Kosinski spent a year bugging Toto Wolff, team principal of the Mercedes–AMG Petronas F1 team, for permission to film at the Mercedes race simulator. … Wolff finally relented. So in the movie viewers will see Pitt and Damson Idris … practicing on Mercedes’ high-priced toys. “We were keen on contributing to making this a success,” says Wolff, who along with F1 president and CEO Stefano Domenicali is credited as an executive producer. …

Domenicali accompanied Kosinski and Pitt at a private Top Gun screening, to give the F1 boss a taste of the whizbang effect such a film could bring to his sport. He saw the potential. A movie fronted by Pitt could corral a mass audience and leave them wanting to know more about F1. “This has always been the strategy,” says Domenicali. “To connect with new people, new markets.”

F1 [Photo]

A project like this, with its gigantic budget and myriad corporate connections, is unlikely to deviate from the tried and true, from cliches and formulas. It can’t afford to, as far as its producers are concerned. Too much is at stake to let art and complexity interfere.

Between Mercedes and Apple Studios (which produced the film), to name only two of the corporations, huge business interests are involved, with pressing financial and other kinds of concerns.

According to Variety, for example, 

the mood at Apple was certainly celebratory over the weekend, as the big-budget “F1” delivered the studio its first box office hit.… The film … generated $57 million domestically and $146.3 million in its opening weekend. Though “F1” cost roughly $250 million to produce and requires several laps around the track to turn a theatrical profit, these initial ticket sales are encouraging for an original, adult-skewing tentpole.

Pitt brings his usual charm and appeal, Bardem, Idris, Condon and the others do what they can, but the “drama” here is a mere scaffolding, an excuse for high-powered racetrack scenes.

Pitt’s character is mostly a series of hackneyed traits. A nomad, a loner, his watchword is “Just let me drive, will you?”

If a team (or a woman) wants him to stay around or come back, he is likely to respond, “One and done.”
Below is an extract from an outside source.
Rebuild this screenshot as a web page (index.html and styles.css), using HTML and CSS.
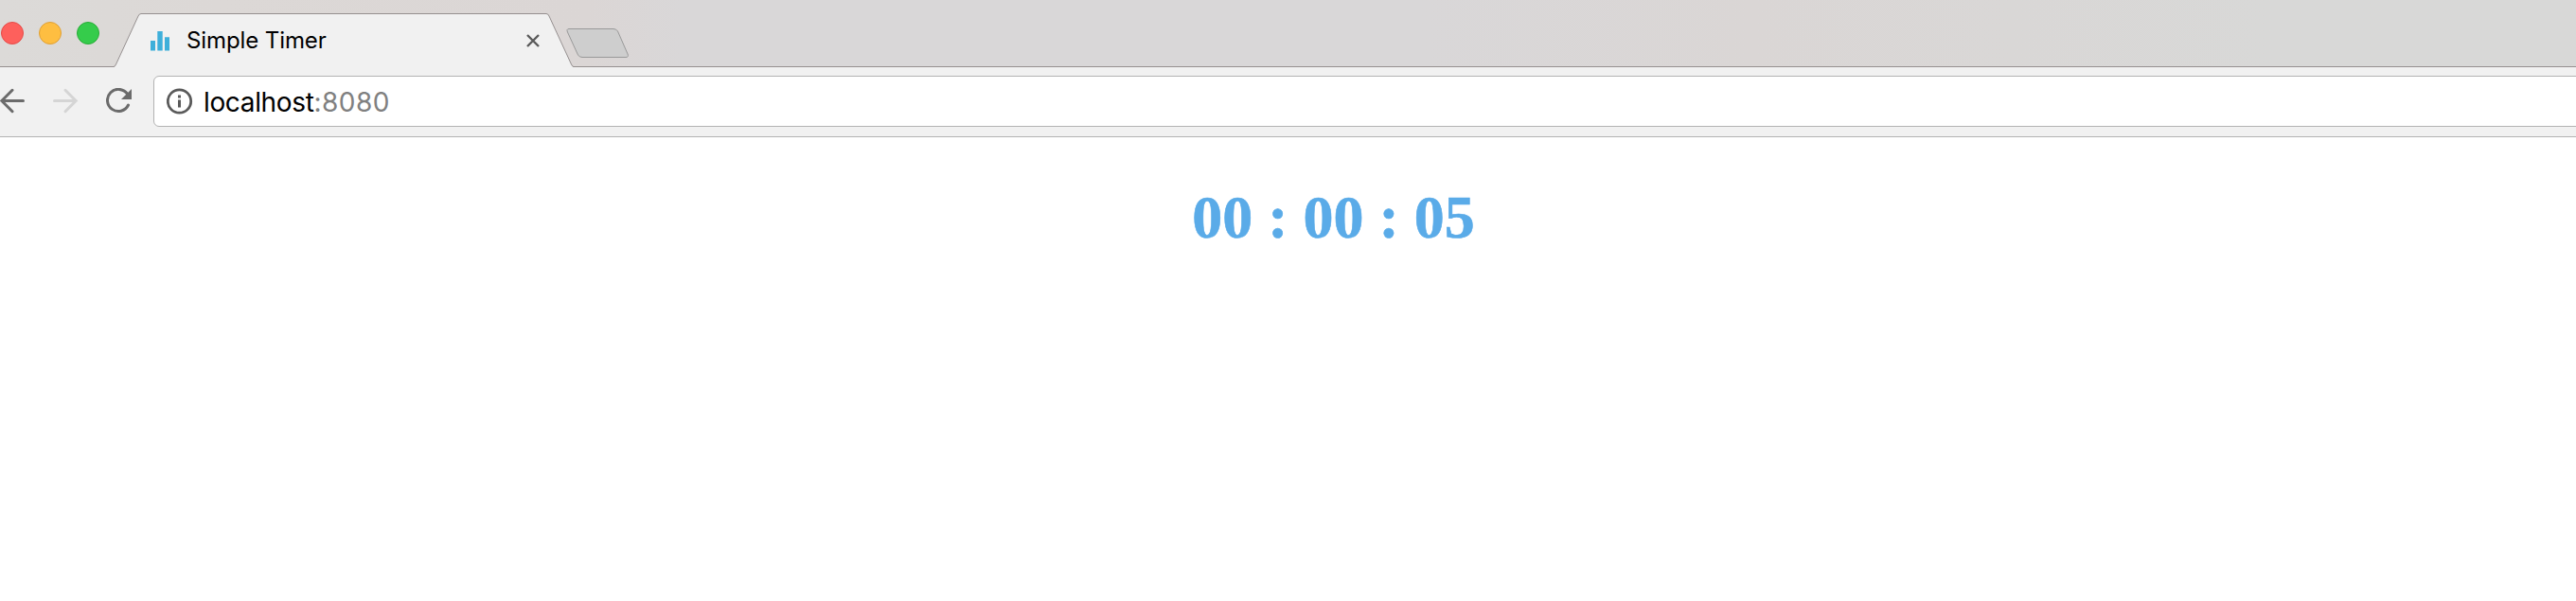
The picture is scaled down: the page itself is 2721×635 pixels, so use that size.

Brad Pitt and Kerry Condon [Photo]

Hayes carries a lucky playing card in every race, which he places in a pocket without glancing at it. He teaches the younger Pearce a work ethic and seriousness, including the avoidance of social media and glamor and celebrity.

Why does Hayes drive?

Sometimes there's this moment in the car where everything goes quiet. My heartbeat slows. It's peaceful. And I can see everything. And no one, no one can touch me. I'm chasing that moment every time I get in the car. I don't know when I'll find it again, but man... I want to. I want to. Because in that moment... I'm flying.

Pitt’s character enters and leaves the film virtually unaltered. Idris’s learns to be more mature. He finally tells his manager, in regard to public appearances and such: “We're not doing it anywhere. It's all just noise. Media, engagement, followers. Listen, I've got to focus on the race.” It’s not very much.

There is very little here that is not predictable, and comfortable and digestible. No one is likely to be offended or challenged by anything. The world, including the multi-billion-dollar auto racing world, remains unexamined.

F1 is a largely impersonal consumer product, assembled by committee.

The technology and skills involved in Formula 1 racing are extraordinary—the vehicles are traveling at 200 miles per hour and more, and sometimes within inches of each other. There are enough thrills and excitement in F1 to draw in audiences, especially at a time of such lethargic blockbusters, but, in the end, this is weak and undemanding material.